« Sud Ouest ». Vous coordonnez une étude « cancer et alcool » pour l'Inra qui sera rendue publique le 11 mars. Que pensez-vous de la dénonciation par l'Inca (Institut national du cancer) du risque cancérigène du vin dès le premier verre ?
Dominique Lanzmann. J'avoue ne pas très bien comprendre sur quelles connotations scientifiques exactes s'appuient ces recommandations. Le document destiné aux médecins et intitulé « Nutrition et prévention des cancers : des connaissances scientifiques aux recommandations » indique notamment que toutes les boissons alcoolisées, y compris le vin et même dans le cadre d'une consommation modérée, augmentent le risque de cancer, de 9 à 168 % selon le type de cancer. Il s'appuie sur un document de référence issu du WRCF (World Research Cancer Fund) publié fin 2007, mais ne produit aucune étude nouvelle comme annoncé par les promoteurs de l'opération.
Est-ce que vous doutez de la rigueur scientifique des documents utilisés ?

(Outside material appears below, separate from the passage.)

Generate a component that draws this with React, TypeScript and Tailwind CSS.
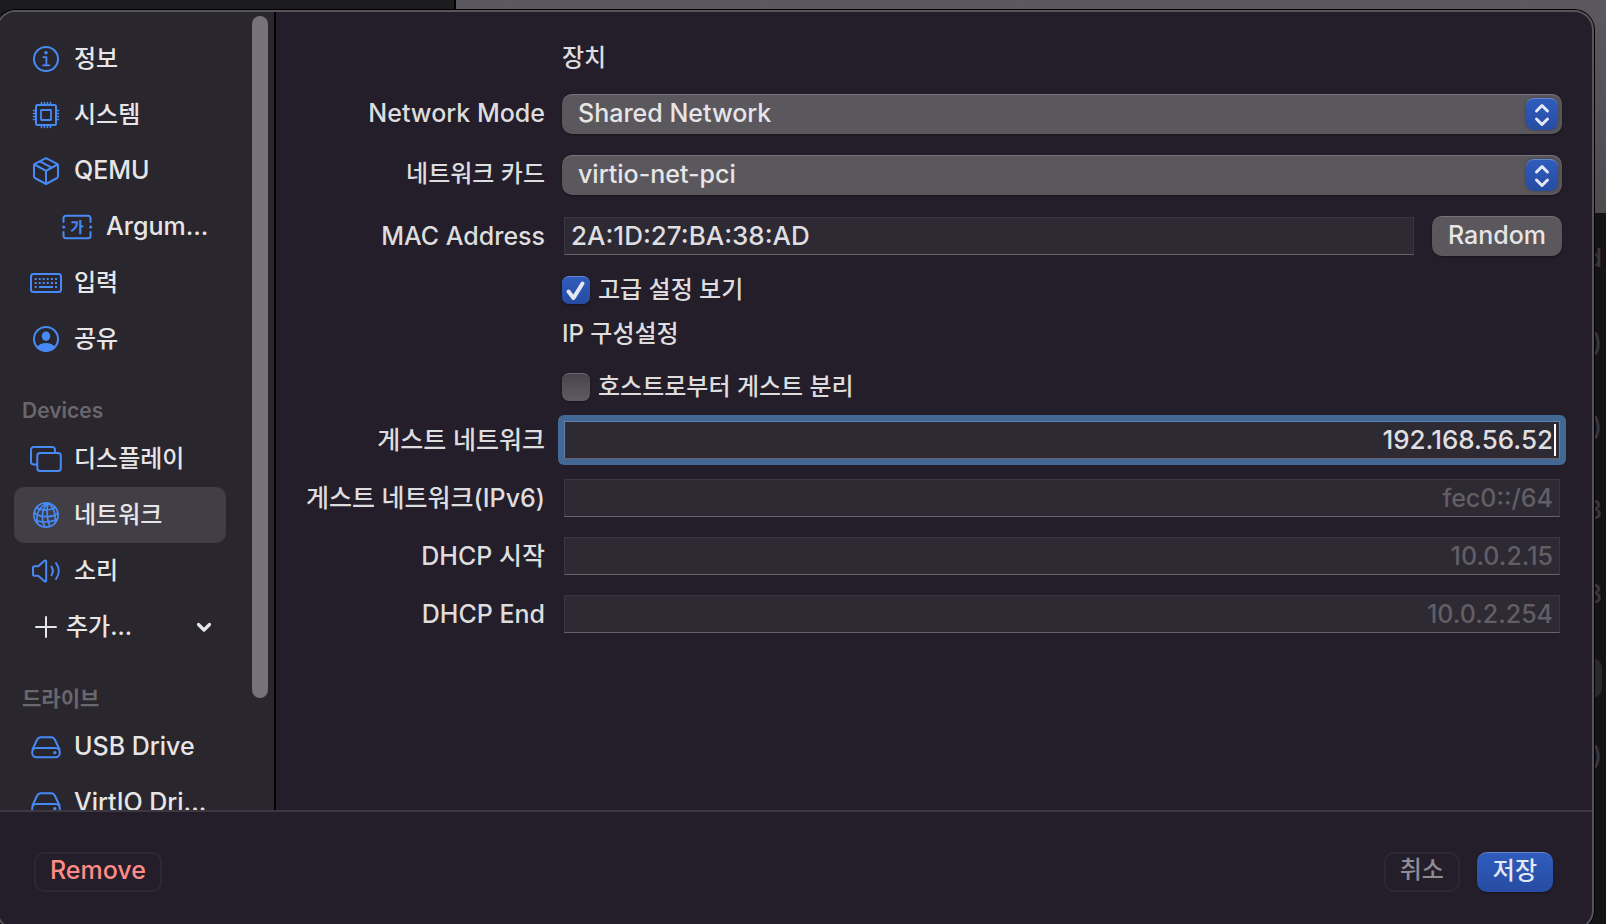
import React from "react";
import clsx from "clsx";

type IconProps = { children: React.ReactNode };

const Icon = ({ children }: IconProps) => (
  <svg
    viewBox="0 0 32 32"
    className="size-8 shrink-0"
    fill="none"
    stroke="currentColor"
    strokeWidth={2}
    strokeLinecap="round"
    strokeLinejoin="round"
    aria-hidden="true"
  >
    {children}
  </svg>
);

const InfoIcon = () => (
  <Icon>
    <circle cx="16" cy="16" r="12" />
    <circle cx="16" cy="9.8" r="1.8" fill="currentColor" stroke="none" />
    <path d="M13.4 14.2h3v8.2M13 22.4h6.4" strokeWidth={1.8} />
  </Icon>
);

const CpuIcon = () => (
  <Icon>
    <rect x="6" y="6" width="20" height="20" rx="1.5" />
    <rect x="11" y="11" width="10" height="10" rx="0.5" strokeWidth={1.8} />
    <path
      d="M11.5 3.5V6M14.5 3.5V6M17.5 3.5V6M20.5 3.5V6M11.5 26v2.5M14.5 26v2.5M17.5 26v2.5M20.5 26v2.5M3.5 11.5H6M3.5 14.5H6M3.5 17.5H6M3.5 20.5H6M26 11.5h2.5M26 14.5h2.5M26 17.5h2.5M26 20.5h2.5"
      strokeWidth={1.6}
    />
  </Icon>
);

const BoxIcon = () => (
  <Icon>
    <path d="M16 3.2 27.2 8.8a1.6 1.6 0 0 1 .8 1.4v11.4a1.6 1.6 0 0 1-.8 1.4L16 29 4.8 23a1.6 1.6 0 0 1-.8-1.4V10.2a1.6 1.6 0 0 1 .8-1.4Z" />
    <path d="M4.5 9.5 16 15.8 27.5 9.5M16 15.8V28.5M10 6.4l11.5 6.2" />
  </Icon>
);

const ArgumentIcon = () => (
  <Icon>
    <path d="M1.5 11V7a2.2 2.2 0 0 1 2.2-2.2h22.6A2.2 2.2 0 0 1 28.5 7v4M1.5 21v4a2.2 2.2 0 0 0 2.2 2.2h22.6a2.2 2.2 0 0 0 2.2-2.2v-4" />
    <circle cx="1.7" cy="16" r="1.6" fill="currentColor" stroke="none" />
    <circle cx="28.7" cy="16" r="1.6" fill="currentColor" stroke="none" />
    <text
      x="15"
      y="21"
      textAnchor="middle"
      fontSize="14"
      fontFamily="'Noto Sans CJK KR', sans-serif"
      fill="currentColor"
      strokeWidth={0.5}
    >
      가
    </text>
  </Icon>
);

const KEY_COLUMNS = [5.7, 9.7, 13.7, 17.7, 21.9, 26];

const KeyboardIcon = () => (
  <Icon>
    <rect x="1" y="7" width="30" height="18" rx="2.5" />
    {KEY_COLUMNS.map((x) => (
      <path
        key={x}
        d={`M${x - 1} 11.9h2M${x - 1} 15.9h2`}
        strokeLinecap="butt"
      />
    ))}
    <path d="M4.7 20.1h2M9 20.1h14M25 20.1h2" strokeLinecap="butt" />
  </Icon>
);

const PersonIcon = () => (
  <Icon>
    <circle cx="16" cy="16" r="12" />
    <ellipse cx="16" cy="13.2" rx="4.2" ry="4.8" fill="currentColor" stroke="none" />
    <path
      d="M7 24.3c1.6-2.9 5-4.3 9-4.3s7.4 1.4 9 4.3A12 12 0 0 1 7 24.3Z"
      fill="currentColor"
      stroke="none"
    />
  </Icon>
);

const DisplayIcon = () => (
  <Icon>
    <path d="M7 21.5H3.8A2.8 2.8 0 0 1 1 18.7V6.8A2.8 2.8 0 0 1 3.8 4h18.4A2.8 2.8 0 0 1 25 6.8V9" />
    <rect x="7.3" y="10" width="23.5" height="18" rx="2.8" />
  </Icon>
);

const NetworkIcon = () => (
  <Icon>
    <g strokeWidth={1.7}>
      <circle cx="16" cy="16" r="12.1" />
      <path d="M17 4.3C10.5 7.5 5.5 14 7.3 23.5M17.5 4.3c-5 5-7 14-3 23.3M18 4.3c-1.5 7-1 16 1.7 23M18.5 4.3c5 4 7.5 11 6.5 19" />
      <path d="M6.500 8.700c5.500 3.300 13 3.500 18.500-.5M4.200 14c6 4.500 17 5.200 23.700.2M5.500 21.500c6.500 2 14.500 2 21.500-1" />
    </g>
  </Icon>
);

const SoundIcon = () => (
  <Icon>
    <path d="M3 12.5a1.2 1.2 0 0 1 1.2-1.2h4L14.5 5.8c.8-.7 1.7-.3 1.7.7v19c0 1-.9 1.4-1.7.7l-6.3-5.500h-4A1.2 1.2 0 0 1 3 19.5Z" />
    <path d="M21.5 11.8c1.7 2.6 1.7 5.8 0 8.4M26 8c3.6 4.9 3.6 11.1 0 16" />
  </Icon>
);

const DriveIcon = () => (
  <Icon>
    <path d="M2.5 18.5 7.3 8.3A3.5 3.5 0 0 1 10.5 6.2h11a3.5 3.5 0 0 1 3.2 2.1l4.800 10.200" />
    <rect x="2.2" y="17" width="27.6" height="9.2" rx="4.2" />
    <circle cx="24.8" cy="21.6" r="1.7" fill="currentColor" stroke="none" />
  </Icon>
);

const LATIN = "text-[25px]";
const HANGUL = "text-[24px]";

type NavItemProps = {
  icon: React.ReactNode;
  label: string;
  size?: string;
  active?: boolean;
  nested?: boolean;
};

const NavItem = ({ icon, label, size = HANGUL, active, nested }: NavItemProps) => (
  <a
    href="#"
    aria-current={active ? "page" : undefined}
    className={clsx(
      "flex h-14 shrink-0 items-center gap-3 rounded-[10px] whitespace-nowrap text-[#e6e5e7]",
      nested ? "pl-12" : "pl-4",
      active && "bg-[#413e45]",
      size
    )}
  >
    <span className="text-[#478af6]">{icon}</span>
    {label}
  </a>
);

const NavHeading = ({ children }: { children: React.ReactNode }) => (
  <h2 className="flex h-16 shrink-0 items-end pb-1 pl-2 text-[21px] leading-8 font-[580] text-[#69666e]">
    {children}
  </h2>
);

const Sidebar = () => (
  <aside className="relative w-[278px] shrink-0 overflow-hidden border-r-2 border-black bg-[#29262d]">
    <nav className="mr-12 ml-4 flex flex-col pt-[19px]">
      <NavItem icon={<InfoIcon />} label="정보" />
      <NavItem icon={<CpuIcon />} label="시스템" />
      <NavItem icon={<BoxIcon />} label="QEMU" size={LATIN} />
      <NavItem icon={<ArgumentIcon />} label="Argum..." size={LATIN} nested />
      <NavItem icon={<KeyboardIcon />} label="입력" />
      <NavItem icon={<PersonIcon />} label="공유" />

      <NavHeading>Devices</NavHeading>
      <NavItem icon={<DisplayIcon />} label="디스플레이" />
      <NavItem icon={<NetworkIcon />} label="네트워크" active />
      <NavItem icon={<SoundIcon />} label="소리" />
      <button
        type="button"
        className="flex h-14 shrink-0 items-center pr-3 pl-4 text-[24px] text-[#e6e5e7]"
      >
        <Icon>
          <path d="M16 6v20M6 16h20" />
        </Icon>
        <span className="ml-1">추가...</span>
        <svg
          viewBox="0 0 20 20"
          className="ml-auto size-5"
          fill="none"
          stroke="currentColor"
          strokeWidth={3.2}
          strokeLinecap="round"
          strokeLinejoin="round"
          aria-hidden="true"
        >
          <path d="m4.500 7.500 5.500 5.500 5.500-5.500" />
        </svg>
      </button>

      <NavHeading>드라이브</NavHeading>
      <NavItem icon={<DriveIcon />} label="USB Drive" size={LATIN} />
      <NavItem icon={<DriveIcon />} label="VirtIO Dri..." size={LATIN} />
    </nav>
    <div className="absolute top-1 right-1.5 bottom-28 w-4 rounded-full bg-[#757379]" />
  </aside>
);

type FieldProps = {
  id: string;
  label: string;
  className?: string;
  children: React.ReactNode;
};

const Field = ({ id, label, className = LATIN, children }: FieldProps) => (
  <>
    <label
      htmlFor={id}
      className={clsx("self-center text-right leading-8 whitespace-nowrap", className)}
    >
      {label}
    </label>
    {children}
  </>
);

const Select = ({ id, value }: { id: string; value: string }) => (
  <div className="relative mb-px">
    <select
      id={id}
      defaultValue={value}
      className="block h-10 w-full appearance-none rounded-[10px] border-t border-[#77747b] bg-[#5a575d] pb-1 pl-4 text-[25px] leading-8 text-[#e6e5e7] shadow-[0_1px_2px_#0006] outline-none"
    >
      <option>{value}</option>
    </select>
    <span className="pointer-events-none absolute top-1 right-1 flex size-8 items-center justify-center rounded-lg border-t border-[#6485cf] bg-linear-to-b from-[#2f5cbd] to-[#274ca2] shadow-[0_0_3px_#0005]">
      <svg
        viewBox="0 0 32 32"
        className="size-8"
        fill="none"
        stroke="#e4e8f5"
        strokeWidth={3}
        strokeLinecap="round"
        strokeLinejoin="round"
        aria-hidden="true"
      >
        <path d="m10.500 12 5.500-5.500 5.500 5.500M10.500 20l5.500 5.500 5.500-5.500" />
      </svg>
    </span>
  </div>
);

const INPUT =
  "block h-[38px] w-full min-w-0 rounded-none border border-[#3a3741] border-b-[#65626a] bg-[#2d2a33] px-1.5 pb-0.5 text-[26px] leading-8 font-medium text-[#dfdee0] placeholder:text-[25px] placeholder:text-[#615e66] outline-none";

const Checkbox = ({ label, checked }: { label: string; checked?: boolean }) => (
  <label className="col-start-2 flex h-7 items-center gap-2 text-[24px] leading-7">
    <span className="relative size-7 shrink-0">
      <input
        type="checkbox"
        defaultChecked={checked}
        className="peer block size-7 appearance-none rounded-[7px] border-t border-[#6a676e] bg-linear-to-b from-[#48454b] to-[#5f5c63] shadow-[0_1px_2px_#0006] checked:border-[#6485cf] checked:from-[#2f5cbd] checked:to-[#274ca2]"
      />
      <svg
        viewBox="0 0 28 28"
        className="pointer-events-none absolute inset-0 hidden size-7 peer-checked:block"
        fill="none"
        stroke="#e4e8f5"
        strokeWidth={4}
        strokeLinecap="round"
        strokeLinejoin="round"
        aria-hidden="true"
      >
        <path d="m6.500 15.500 5 6.500L20.500 7.500" />
      </svg>
    </span>
    {label}
  </label>
);

const NetworkSettings = () => (
  <main className="min-w-0 flex-1 overflow-hidden pt-[30px] pr-[30px] text-[#dddcde]">
    <form className="grid grid-cols-[269px_minmax(0,1fr)] gap-x-[17px] gap-y-5">
      <h2 className="col-start-2 text-[24px] leading-8">장치</h2>

      <Field id="mode" label="Network Mode" className="pb-1 text-[25px]">
        <Select id="mode" value="Shared Network" />
      </Field>
      <Field id="card" label="네트워크 카드" className="pb-1 text-[24px]">
        <Select id="card" value="virtio-net-pci" />
      </Field>
      <Field id="mac" label="MAC Address">
        <div className="ml-0.5 flex items-center gap-[18px]">
          <input id="mac" className={INPUT} defaultValue="2A:1D:27:BA:38:AD" />
          <button
            type="button"
            className="h-10 shrink-0 rounded-[10px] border-t border-[#77747b] bg-[#5a575d] px-4 pb-1 text-[25px] leading-8 text-[#e6e5e7] shadow-[0_1px_2px_#0006]"
          >
            Random
          </button>
        </div>
      </Field>

      <Checkbox label="고급 설정 보기" checked />
      <h2 className="col-start-2 mb-[9px] text-[24px] leading-5">IP 구성설정</h2>
      <Checkbox label="호스트로부터 게스트 분리" />

      <Field id="guest" label="게스트 네트워크">
        <div className="relative -mx-1 -my-1.5 rounded-md bg-[#436894] p-1.5">
          <input
            id="guest"
            className={clsx(INPUT, "border-[#5f81ad] border-b-[#7d97bb] text-right")}
            defaultValue="192.168.56.52"
          />
          <span className="absolute top-[9px] right-2.5 h-8 w-0.5 bg-white" />
        </div>
      </Field>
      <Field id="guest6" label="게스트 네트워크(IPv6)">
        <div className="mx-0.5">
          <input id="guest6" className={clsx(INPUT, "text-right")} placeholder="fec0::/64" />
        </div>
      </Field>
      <Field id="dhcp-start" label="DHCP 시작">
        <div className="mx-0.5">
          <input id="dhcp-start" className={clsx(INPUT, "text-right")} placeholder="10.0.2.15" />
        </div>
      </Field>
      <Field id="dhcp-end" label="DHCP End">
        <div className="mx-0.5">
          <input id="dhcp-end" className={clsx(INPUT, "text-right")} placeholder="10.0.2.254" />
        </div>
      </Field>
    </form>
  </main>
);

const Footer = () => (
  <footer className="flex shrink-0 items-center border-t-2 border-[#3c3741] pt-10 pr-[39px] pb-9 pl-9 leading-8">
    <button
      type="button"
      className="h-10 rounded-[10px] border-2 border-[#2d2834] px-3.5 pb-1 text-[25px] text-[#ff8a86]"
    >
      Remove
    </button>
    <button
      type="button"
      className="ml-auto h-10 rounded-[10px] border-2 border-[#2d2834] px-3.5 pb-1 text-[24px] text-[#8f8c93]"
    >
      취소
    </button>
    <button
      type="button"
      className="ml-[17px] h-10 rounded-[10px] border-t border-[#6485cf] bg-linear-to-b from-[#2f5cbd] to-[#274ca2] px-4 pb-1 text-[24px] text-[#e4e8f5] shadow-[0_1px_2px_#0006]"
    >
      저장
    </button>
  </footer>
);

// The dimmed window underneath; only its edges show around the sheet.
const Backdrop = () => (
  <div className="absolute inset-0 bg-[#141317] text-right text-[25px] text-[#39373c]" aria-hidden="true">
    <div className="flex h-[213px]">
      <div className="w-[456px] border-r-2 border-black bg-[#1c1b1e]" />
      <div className="flex-1 bg-linear-to-b from-[#5b595f] to-[#4d4b50]" />
    </div>
    <ul className="flex flex-col items-end pt-[3px] pr-1 leading-[84px]">
      <li>d</li>
      <li>)</li>
      <li>)</li>
      <li>B</li>
      <li>B</li>
      <li className="my-[22px] h-10 w-12 rounded-[10px] bg-[#2a292d]" />
      <li className="leading-[70px]">)</li>
    </ul>
  </div>
);

const App = () => (
  <div
    lang="ko"
    className="relative h-screen overflow-hidden font-['Inter','Noto_Sans_CJK_KR',sans-serif] font-medium"
  >
    <Backdrop />
    <div className="relative mt-2.5 mr-3 -ml-1 flex h-[calc(100vh-4px)] flex-col overflow-hidden rounded-[20px] border-2 border-[#57535b] bg-[#231e29] shadow-[0_0_0_1px_#000]">
      <div className="flex min-h-0 flex-1">
        <Sidebar />
        <NetworkSettings />
      </div>
      <Footer />
    </div>
  </div>
);

export default App;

L'étude du WRCF est mise à jour tous les dix ans. Il s'agit uniquement d'observations. Elle utilise deux niveaux de preuves : probables ou convaincantes. Elle recommande, par exemple, la consommation de fruits, susceptible de protéger du cancer de façon « probable ». Pour élaborer le document envoyé aux médecins, l'Inca et le ministère de la Santé ont également utilisé 12 documents parmi lesquels un seul est ouvertement hostile au vin. En revanche, est totalement oubliée l'étude de Serge Renaud, l'auteur du « french paradox », qui montrait un effet protecteur du vin contre le cancer et les maladies coronariennes à condition de le consommer de façon modérée.
Vous aussi notez de curieux paradoxes dans cette initiative ?
Je comprends d'abord mal que l'on veuille établir une politique de santé humaine en ne tenant compte que d'une seule maladie. Ensuite, je note que, d'une part, l'Institut Curie fait état d'une augmentation de 30 à 40 % des cas de cancer depuis vingt ans ; d'autre part, l'Inca indique une baisse de la consommation de vin de 30 % depuis vingt ans. En revanche l'Inca ne se prononce pas sur les risques cancérigènes des pesticides contenus dans les fruits et légumes qu'il recommande de consommer. Enfin on continue de mettre dans le même panier le vin et les autres alcools. Or, le vin contient des polyphénols antioxydants et protecteurs. Le vin, c'est du jus de raisin fermenté, enrichi en polyphénols (composants naturels des plantes très présents dans la vigne). Dans ce breuvage inscrit dans notre patrimoine culturel, il y a deux effets antagonistes : l'effet alcool et l'effet fruit. Or, à doses modérées, l'effet fruit du vin est supérieur à l'effet alcool.
Ce document arrive au moment où l'Assemblée nationale examine la loi Bachelot qui comporte un volet sur la lutte contre l'alcoolisme des jeunes et après la polémique concernant la publicité pour le vin sur Internet.
Y voyez-vous un rapport ?
Je ne suis pas compétente pour juger de ce que d'aucuns appellent manipulation ou désinformation. Il me semble simplement que certaines recommandations inscrites dans le document « Nutrition » ne reposent pas sur des bases scientifiques solides. Pour cela, il faudrait étudier des cohortes de 50 000 personnes durant dix ans en créant deux groupes : buveurs modérés et abstinents complets. En revanche, je sais que si le lobby des alcools forts et de la bière est très bien organisé, ce n'est pas le cas de celui du vin.